Un second chroniqueur objecte poliment :
- Délicate argumentation. Mais si vous daignez comparer les dates, vous verrez que Nietzsche écrivait ses pages les plus lucides et les plus nettement indépendantes une douzaine d'années après avoir dénoncé Wagner ...
- Et c'est un procédé bien inférieur, intervient un troisième chroniqueur que de contester la sincérité d'un homme parce que, douze ans plus tard, il est devenu « malade » par excès de travail ...
- Jalousie ... ! Nietzsche était jaloux et humilié ...
 - Jaloux ! Nietzsche ! Humilié ! Il écrivait à peu près : « J'ai donné à l'Allemagne son plus immense penseur ! » ce n'est peut-être pas très modeste, mais ...
- D'ailleurs il eût été jaloux, bien à l'avance, des futures adulations des dernières années de Wagner.
- Alors c'est par anticléricalisme ...
- Eh mais ! Pensez-vous que les veules et imbéciles attitudes de Parsifal soient pour plaire à tout le monde ?

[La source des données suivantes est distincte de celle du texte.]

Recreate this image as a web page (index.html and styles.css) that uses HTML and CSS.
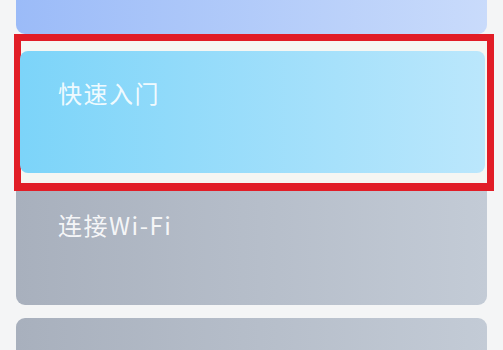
FILE: index.html
```html
<!DOCTYPE html>
<html lang="zh-CN">
<head>
  <meta charset="UTF-8">
  <meta name="viewport" content="width=device-width, initial-scale=1.0">
  <title>帮助</title>
  <link rel="stylesheet" href="styles.css">
</head>
<body>
<div class="menu">
  <div class="card card-top"></div>
  <div class="highlight">
    <div class="card card-blue">
      <span class="label">快速入门</span>
    </div>
  </div>
  <div class="card card-gray">
    <span class="label">连接Wi-Fi</span>
  </div>
  <div class="card card-gray card-next">
    <span class="label">使用指南</span>
  </div>
</div>
</body>
</html>
```

FILE: styles.css
```css
html, body {
  margin: 0;
  height: 100%;
  overflow: hidden;
}
body {
  font-family: "Noto Sans CJK SC", "Noto Sans", sans-serif;
  background-color: #f4f5f6;
}
.menu {
  width: 471px;
  padding: 0 16px;
  display: flex;
  flex-direction: column;
}
.card {
  border-radius: 9px;
  box-sizing: border-box;
  padding-left: 42px;
}
.label {
  display: block;
  color: rgba(255,255,255,0.9);
  font-size: 24px;
  letter-spacing: 1.5px;
  line-height: 30px;
}
.card-top {
  height: 34px;
  border-radius: 0 0 9px 9px;
  background: linear-gradient(90deg, #9bbbf8, #c9dbfb);
}
.highlight {
  margin: 0 -7px 0 -2px;
  border: 7px solid #e11d27;
  border-bottom-width: 8px;
  padding: 10px 0 10px 0;
  background: #f5f6f3;
}
.card-blue {
  height: 122px;
  margin: 0 2px 0 -1px;
  padding-top: 27px;
  padding-left: 38px;
  border-radius: 8px;
  background: linear-gradient(90deg, #7cd4f9, #bbe7fc);
}
.card-gray {
  height: 114px;
  padding-top: 19px;
  border-radius: 0 0 9px 9px;
  background: linear-gradient(90deg, #a8b0bd, #c3cbd6);
}
.card-next {
  margin-top: 13px;
  padding-top: 28px;
  border-radius: 9px;
}
```
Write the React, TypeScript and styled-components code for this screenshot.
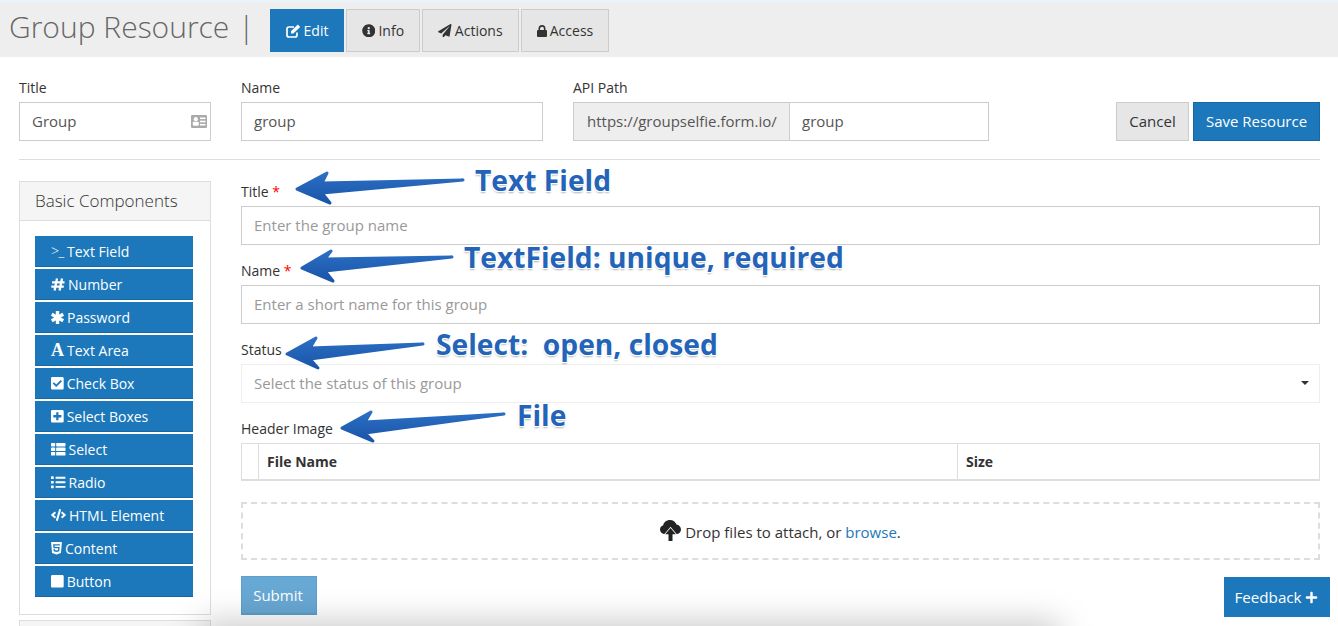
import React from "react";
import styled, { createGlobalStyle } from "styled-components";
import {
  FaInfoCircle, FaPaperPlane, FaCheckSquare, FaPlusSquare, FaThList, FaList, FaCode, FaHtml5, FaStop, FaPlus,
} from "react-icons/fa";

const Global = createGlobalStyle`
  html, body { margin: 0; padding: 0; height: 626px; overflow: hidden; background: #fff; }
  body { font-family: "Open Sans", "Liberation Sans", sans-serif; font-size: 14px; color: #333; }
  * { box-sizing: border-box; }
`;

const Page = styled.div`position: relative; width: 1338px; height: 626px; overflow: hidden;`;

const Header = styled.header`
  height: 57px; background: #eeeeee; border-top: 2px solid #e9f4f9;
  display: flex; align-items: flex-start; padding: 7px 0 0 9px;
`;
const PageTitle = styled.h1`
  margin: 0; width: 261px; height: 40px; font-size: 30px; line-height: 36px; font-weight: 300; color: #666;
  white-space: pre;
`;
const TitleBar = styled.span`margin-left: 9px; color: #666;`;
const Tabs = styled.nav`display: flex; gap: 2px;`;
const Tab = styled.a<{ $active?: boolean; $w: number }>`
  display: flex; align-items: center; justify-content: center; gap: 3px;
  width: ${(p) => p.$w}px; height: 43px; font-size: 14px;
  background: ${(p) => (p.$active ? "#1c78bb" : "#e6e6e6")};
  color: ${(p) => (p.$active ? "#fff" : "#333")};
  border: 1px solid ${(p) => (p.$active ? "#1c78bb" : "#ccc")};
  svg { font-size: 13.5px; }
`;

const Content = styled.main`padding: 22px 18px 0 19px;`;
const TopRow = styled.div`display: flex; align-items: flex-end; height: 62px;`;
const Field = styled.div<{ $w: number; $mr: number }>`width: ${(p) => p.$w}px; margin-right: ${(p) => p.$mr}px;`;
const Label = styled.label`display: block; font-size: 14px; line-height: 19px; color: #333; margin-bottom: 5px; white-space: nowrap;`;
const Star = styled.span`color: #f00;`;
const InputBox = styled.div`
  position: relative; height: 39px; border: 1px solid #ccc; background: #fff;
  display: flex; align-items: center; padding: 0 12px 2px; font-size: 15px; color: #555; white-space: nowrap;
`;
const Placeholder = styled(InputBox)`color: #999;`;
const CardIcon = styled.svg`position: absolute; right: 3px; top: 12px;`;
const InputGroup = styled.div`display: flex;`;
const Addon = styled.div`
  width: 216px; height: 39px; border: 1px solid #ccc; border-right: 0; background: #eee; color: #555;
  display: flex; align-items: center; padding: 0 13px 2px; font-size: 15px; white-space: nowrap;
`;
const GroupInput = styled(InputBox)`width: 200px;`;
const Actions = styled.div`margin-left: auto; display: flex; gap: 4px;`;
const Btn = styled.button<{ $primary?: boolean; $w: number }>`
  width: ${(p) => p.$w}px; height: 39px; padding: 0 0 2px; font: inherit; font-size: 15px;
  background: ${(p) => (p.$primary ? "#1c78bb" : "#e6e6e6")};
  color: ${(p) => (p.$primary ? "#fff" : "#333")};
  border: 1px solid ${(p) => (p.$primary ? "#1868a3" : "#ccc")};
`;
const Rule = styled.hr`margin: 18px 0 21px; border: 0; border-top: 1px solid #ddd;`;

const Columns = styled.div`display: grid; grid-template-columns: 192px 1fr; column-gap: 30px;`;
const Panel = styled.section`border: 1px solid #ddd; height: 434px;`;
const NextPanel = styled(Panel)`height: 30px; margin-top: 5px; background: #f5f5f5;`;
const PanelHead = styled.div`
  height: 39px; background: #f5f5f5; border-bottom: 1px solid #ddd; padding: 0 15px 2px;
  display: flex; align-items: center; font-size: 17px; font-weight: 300; color: #333;
`;
const PanelBody = styled.div`display: flex; flex-direction: column; gap: 2px; padding: 15px 17px 0 15px;`;
const CompBtn = styled.div`
  height: 31px; background: #1c78bb; border-bottom: 1px solid #1868a3; color: #fff; padding-left: 16px;
  display: flex; align-items: center; gap: 3px; font-size: 14px; white-space: nowrap;
  svg { font-size: 14.5px; flex: none; }
`;
const Prompt = styled.span`font-size: 14px; width: 13px; letter-spacing: -0.5px; line-height: 1; white-space: nowrap; font-weight: 300;`;
const SerifA = styled.span`font-family: "Liberation Serif", serif; font-weight: 700; font-size: 18px; line-height: 1; width: 13px;`;
const CheckIcon = styled(FaCheckSquare)`&& { width: 12.7px; }`;
const PlusBoxIcon = styled(FaPlusSquare)`&& { width: 12.7px; }`;
const StopIcon = styled(FaStop)`&& { width: 12.7px; }`;
const ShieldIcon = styled(FaHtml5)`&& { width: 11px; }`;
const CodeIcon = styled(FaCode)`&& { font-size: 12px; width: 15px; }`;

const Form = styled.div`display: flex; flex-direction: column; padding-top: 1px;`;
const FormGroup = styled.div<{ $h: number }>`height: ${(p) => p.$h}px;`;
const SelectBox = styled(Placeholder)`border-color: #eee; justify-content: space-between;`;
const Caret = styled.span`width: 0; height: 0; border-left: 4px solid transparent; border-right: 4px solid transparent; border-top: 4px solid #333; margin-right: -2px;`;
const Table = styled.table`width: 100%; height: 38px; border-collapse: collapse; border: 1px solid #ddd; border-bottom: 2px solid #ddd;`;
const Th = styled.th<{ $w: number }>`
  width: ${(p) => p.$w}px; border-right: 1px solid #ddd; padding: 0 8px; text-align: left; font-size: 14px; font-weight: 700; color: #333;
`;
const Drop = styled.div`
  margin-top: 21px; height: 58px; border: 2px dashed #ddd; display: flex; align-items: center; justify-content: center;
  gap: 4px; font-size: 15px; color: #333;
`;
const DropText = styled.span`padding-top: 2px;`;
const Browse = styled.a`color: #1c78bb;`;
const Submit = styled.button`
  margin-top: 16px; width: 76px; height: 39px; padding: 0 2px 0 0; font: inherit; font-size: 15px; color: #fff;
  background: #68a8d4; border: 1px solid #5f9fcb; border-bottom-width: 2px;
`;

const Feedback = styled.button`
  position: absolute; left: 1224px; top: 577px; width: 106px; height: 40px; padding: 0 2px 0 0; border: 0;
  background: #1c78bb; color: #fff; font: inherit; font-size: 15.2px;
  display: flex; align-items: center; justify-content: center; gap: 3px;
  svg { font-size: 13px; }
`;
const BottomShade = styled.div`
  position: absolute; left: 200px; top: 622px; width: 860px; height: 30px; background: rgba(0,0,0,.22);
  filter: blur(16px); pointer-events: none;
`;

const ArrowLayer = styled.svg`position: absolute; inset: 0; pointer-events: none;`;
const Note = styled.div<{ $x: number; $y: number }>`
  position: absolute; left: ${(p) => p.$x}px; top: ${(p) => p.$y}px; transform: translateY(-50%);
  font-size: 28.2px; line-height: 36px; font-weight: 700; color: #2364b8; white-space: pre;
  text-shadow: -1px -1px 0 #fff, 1px -1px 0 #fff, -1px 1px 0 #fff, 1px 1px 0 #fff, 0 2px 2px rgba(0,0,0,.3);
`;

const arrows = [
  "297,189 327,173 322,183 463,180 322,193 330,203",
  "302,268 331,251 325,259 452,257 325,271 333,281",
  "287,354 316,338 310,348 423,344 310,359 318,368",
  "342,428 371,412 365,422 504,414 365,433 373,441",
];

const EditIcon = () => (
  <svg width="15" height="14" viewBox="0 0 15 14" fill="none">
    <path d="M11 8.5V11a2 2 0 0 1-2 2H3a2 2 0 0 1-2-2V5a2 2 0 0 1 2-2h5" stroke="#fff" strokeWidth="1.7" />
    <path d="M5 7.2 11.8 0.6 14.2 3 7.4 9.6H5Z" fill="#fff" />
  </svg>
);
const LockIcon = () => (
  <svg width="10" height="12" viewBox="0 0 10 12">
    <rect x="0" y="5" width="10" height="7" rx="1" fill="#333" />
    <path d="M2.3 5.5V3.6a2.7 2.7 0 0 1 5.4 0v1.9" fill="none" stroke="#333" strokeWidth="1.6" />
  </svg>
);
const HashIcon = () => (
  <svg width="14" height="13" viewBox="0 0 14 13" stroke="#fff" strokeWidth="2.3">
    <path d="M6 0.5 3.6 12.5M11 0.5 8.6 12.5M1 4.3H13.5M0.3 8.7H12.8" />
  </svg>
);
const StarIcon = () => (
  <svg width="13" height="13" viewBox="0 0 13 13" stroke="#fff" strokeWidth="3.4">
    <path d="M6.5 0V13M0.8 3.2 12.2 9.8M12.2 3.2 0.8 9.8" />
  </svg>
);
const CloudIcon = () => (
  <svg width="21" height="22" viewBox="0 0 21 22">
    <path d="M5 14C2 14 0 12 0 9.5 0 7.5 1.3 5.8 3.2 5.2 3.8 2.2 6.6 0 10 0c3 0 5.5 1.8 6.5 4.6C19 5 21 7 21 9.5 21 12 19 14 16.5 14Z" fill="#222" />
    <path d="M10.5 8 5.2 14.2H8.5V21h4v-6.8h3.3Z" fill="#222" stroke="#fff" strokeWidth="1.5" paintOrder="stroke" />
  </svg>
);

const components: [React.ReactNode, string][] = [
  [<Prompt key="p">&gt;_</Prompt>, "Text Field"],
  [<HashIcon key="h" />, "Number"],
  [<StarIcon key="a" />, "Password"],
  [<SerifA key="f" aria-hidden>A</SerifA>, "Text Area"],
  [<CheckIcon key="c" />, "Check Box"],
  [<PlusBoxIcon key="s" />, "Select Boxes"],
  [<FaThList key="t" />, "Select"],
  [<FaList key="l" />, "Radio"],
  [<CodeIcon key="o" />, "HTML Element"],
  [<ShieldIcon key="5" />, "Content"],
  [<StopIcon key="b" />, "Button"],
];

export default function App() {
  return (
    <Page>
      <Global />
      <Header>
        <PageTitle>Group Resource<TitleBar>|</TitleBar></PageTitle>
        <Tabs>
          <Tab $active $w={74}><EditIcon />Edit</Tab>
          <Tab $w={74}><FaInfoCircle />Info</Tab>
          <Tab $w={97}><FaPaperPlane />Actions</Tab>
          <Tab $w={88}><LockIcon />Access</Tab>
        </Tabs>
      </Header>
      <Content>
        <TopRow>
          <Field $w={192} $mr={30}>
            <Label>Title</Label>
            <InputBox>
              Group
              <CardIcon width="16" height="13" viewBox="0 0 16 13">
                <rect width="16" height="13" rx="1.2" fill="#aaa" />
                <rect x="9" y="2.5" width="5.5" height="1.6" fill="#fff" />
                <rect x="9" y="5.7" width="5.5" height="1.6" fill="#fff" />
                <rect x="9" y="8.9" width="5.5" height="1.6" fill="#fff" />
                <circle cx="4.8" cy="4.2" r="2.1" fill="#fff" />
                <rect x="1.8" y="6.8" width="6" height="4" rx="1" fill="#fff" />
              </CardIcon>
            </InputBox>
          </Field>
          <Field $w={302} $mr={30}>
            <Label>Name</Label>
            <InputBox>group</InputBox>
          </Field>
          <Field $w={416} $mr={0}>
            <Label>API Path</Label>
            <InputGroup>
              <Addon>https://groupselfie.form.io/</Addon>
              <GroupInput>group</GroupInput>
            </InputGroup>
          </Field>
          <Actions>
            <Btn $w={73}>Cancel</Btn>
            <Btn $primary $w={127}>Save Resource</Btn>
          </Actions>
        </TopRow>
        <Rule />
        <Columns>
          <div>
            <Panel>
              <PanelHead>Basic Components</PanelHead>
              <PanelBody>
                {components.map(([icon, text]) => (
                  <CompBtn key={text}>{icon}{text}</CompBtn>
                ))}
              </PanelBody>
            </Panel>
            <NextPanel />
          </div>
          <Form>
            <FormGroup $h={79}>
              <Label>Title <Star>*</Star></Label>
              <Placeholder>Enter the group name</Placeholder>
            </FormGroup>
            <FormGroup $h={79}>
              <Label>Name <Star>*</Star></Label>
              <Placeholder>Enter a short name for this group</Placeholder>
            </FormGroup>
            <FormGroup $h={79}>
              <Label>Status</Label>
              <SelectBox>Select the status of this group<Caret /></SelectBox>
            </FormGroup>
            <Label>Header Image</Label>
            <Table>
              <thead>
                <tr>
                  <Th $w={17} />
                  <Th $w={699}>File Name</Th>
                  <Th $w={362}>Size</Th>
                </tr>
              </thead>
            </Table>
            <Drop><CloudIcon /><DropText>Drop files to attach, or <Browse>browse</Browse>.</DropText></Drop>
            <Submit>Submit</Submit>
          </Form>
        </Columns>
      </Content>
      <BottomShade />
      <Feedback>Feedback<FaPlus /></Feedback>
      <ArrowLayer width="1338" height="626" viewBox="0 0 1338 626">
        <defs>
          <linearGradient id="arrowFill" x1="0" y1="0" x2="0" y2="1">
            <stop offset="0" stopColor="#2b6fc4" />
            <stop offset="1" stopColor="#1a55a8" />
          </linearGradient>
        </defs>
        {arrows.map((pts) => (
          <polygon key={pts} points={pts} fill="url(#arrowFill)" stroke="url(#arrowFill)" strokeWidth="3" strokeLinejoin="round" />
        ))}
      </ArrowLayer>
      <Note $x={475} $y={180}>Text Field</Note>
      <Note $x={464} $y={257}>TextField: unique, required</Note>
      <Note $x={436} $y={344}>Select:  open, closed</Note>
      <Note $x={517} $y={415}>File</Note>
    </Page>
  );
}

- Mais il y a des causes plus générales et plus profondes, et on vous les a dites cent fois : Nietzsche admira Wagner partout où Wagner s'est « mis lui-même en musique », et il espère beaucoup de lui, mais, lorsque Wagner voulut créer une émotion musicale nouvelle, reflet, pour ainsi dire, d'une métaphysique, Nietzsche s'aperçut que cette métaphysique allait à nier la vie dont lui, Nietzsche, adorait la plénitude : il vit Wagner apôtre de la chasteté, Wagner rédempteur, Wagner antisémite, Wagner-Parsifal, Wagner chrétien, Wagner, selon lui, Nietzsche, « malsain ». Et vous vous étonnez qu'il s'en soit détaché !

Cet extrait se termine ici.